Хиршспрунг, как и большинство недавних французских иммигрантов, нерелигиозна и из семьи ашкеназов, но у нее другая история. Ее бабку отправили в Аушвиц через лагерь в Дранси, а двоих ее дядей сразу в Аушвиц. Изначально она приехала в Израиль в качестве атташе по культуре Министерства иностранных дел Франции, но потом решила остаться. Большинство современных новых олим — сефарды, они соблюдают традиции, следовательно, им нужны молитвенники и религиозные тексты, переведенные на французский; в Vice Versa продаются книги по еврейской философии, а вот за молитвенниками Хиршспрунг отправляет покупателей в Galia Books, еще один французский книжный в ультраортодоксальном районе.

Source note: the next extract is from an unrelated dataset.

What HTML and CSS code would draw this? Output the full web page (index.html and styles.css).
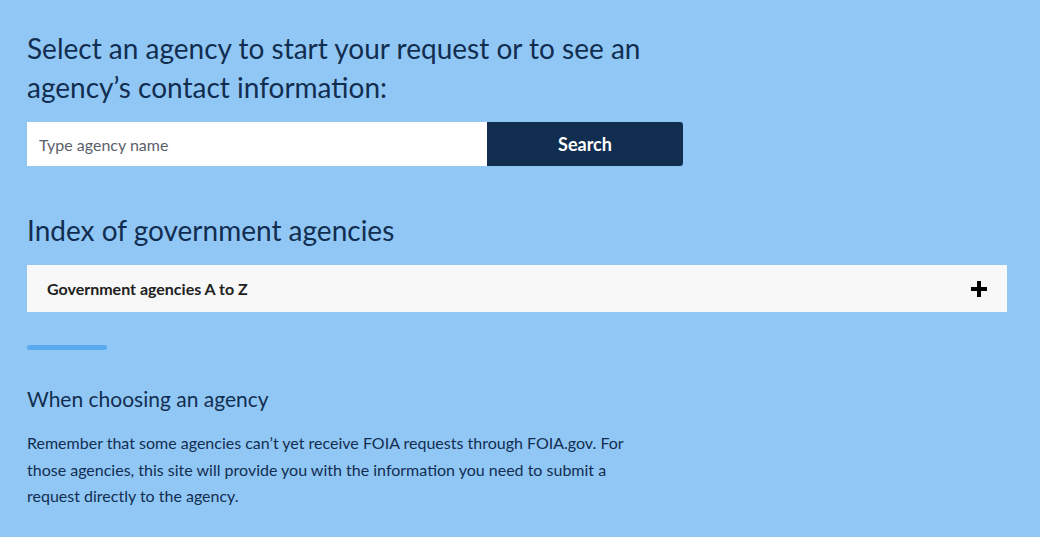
FILE: index.html
```html
<!DOCTYPE html>
<html lang="en">
<head>
<meta charset="utf-8">
<title>Select an agency</title>
<link rel="stylesheet" href="styles.css">
</head>
<body>
<main class="page">
  <section class="search-section">
    <h2 class="lead">Select an agency to start your request or to see an agency’s contact information:</h2>
    <form class="search-form">
      <input class="search-input" type="text" placeholder="Type agency name">
      <button class="search-button" type="button">Search</button>
    </form>
  </section>
  <section class="index-section">
    <h2 class="index-title">Index of government agencies</h2>
    <div class="accordion">
      <span class="accordion-label">Government agencies A to Z</span>
      <svg class="accordion-icon" width="16" height="16" viewBox="0 0 16 16" aria-hidden="true">
        <rect x="6" y="0" width="4" height="16" fill="#000"/>
        <rect x="0" y="6" width="16" height="4" fill="#000"/>
      </svg>
    </div>
  </section>
  <section class="note">
    <div class="rule"></div>
    <h3 class="note-title">When choosing an agency</h3>
    <p class="note-text">Remember that some agencies can’t yet receive FOIA requests through FOIA.gov. For those agencies, this site will provide you with the information you need to submit a request directly to the agency.</p>
  </section>
</main>
</body>
</html>
```

FILE: styles.css
```css
html, body {
  margin: 0;
  padding: 0;
}
body {
  background: #91c7f5;
  font-family: "Source Sans Pro", Lato, "Open Sans", sans-serif;
  color: #112e51;
}
.page {
  padding: 29px 33px 0 27px;
}
.lead {
  margin: 0;
  font-size: 28px;
  font-weight: 400;
  line-height: 39px;
  max-width: 640px;
}
.search-form {
  display: flex;
  margin-top: 15px;
  width: 656px;
  height: 44px;
}
.search-input {
  flex: 1;
  border: 0;
  margin: 0;
  padding: 0 12px;
  font-family: inherit;
  font-size: 16px;
  background: #fff;
  color: #212121;
  outline: none;
}
.search-input::placeholder {
  color: #5b616b;
}
.search-button {
  width: 196px;
  border: 0;
  margin: 0;
  background: #112e51;
  color: #fff;
  font-family: inherit;
  font-weight: 700;
  font-size: 18px;
  border-radius: 0 3px 3px 0;
}
.index-section {
  margin-top: 46px;
}
.index-title {
  margin: 0;
  font-size: 28px;
  font-weight: 400;
  line-height: 36px;
}
.accordion {
  margin-top: 17px;
  height: 47px;
  background: #f8f8f8;
  display: flex;
  align-items: center;
  justify-content: space-between;
  padding: 0 20px;
}
.accordion-label {
  font-weight: 700;
  font-size: 16px;
  color: #212121;
}
.accordion-icon {
  display: block;
}
.note {
  margin-top: 33px;
}
.rule {
  width: 80px;
  height: 5px;
  border-radius: 3px;
  background: #5aaaf2;
}
.note-title {
  margin: 35px 0 0;
  font-size: 21px;
  font-weight: 400;
  line-height: 28px;
}
.note-text {
  margin: 17px 0 0;
  font-size: 16px;
  line-height: 26.5px;
  max-width: 610px;
}
```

На полках ее магазина в основном светская литература.
Читайте также
Например, за 74 шекеля здесь можно купить "Покорность", бестселлер Мишеля Уэльбека. В этой сатире на современную Францию (роман вышел в 2015 году) мы встречаем персонажа по имени Мириам, студентку университета, она служит объектом сексуального интереса Франсуа, незадачливого повествователя, но ее образ также говорит нам: каковы бы ни были настоящие масштабы исхода евреев из Франции, они не так уж ничтожны, раз удостоились упоминания в важном политическом романе одного из самых известных французских писателей.
В романе Уэльбека к власти во Франции, оставшейся без руля и ветрил, приходит исламистская политическая партия, и убитая горем Мириам говорит рассказчику, что ее родители продали дом в Париже и переезжают в Тель‑Авив. Они предчувствуют невзгоды. Мириам поедет с родителями — временно, на лето, а потом вернется. "Я ни слова не знаю на иврите, — сетует Мириам. — Моя страна — это Франция" . Но от месяца к месяцу электронные письма от нее приходят все реже, все меньше становится смайлов и эмодзи. Мириам уже не называет Франсуа любимым. У нее появился другой. Она не вернется.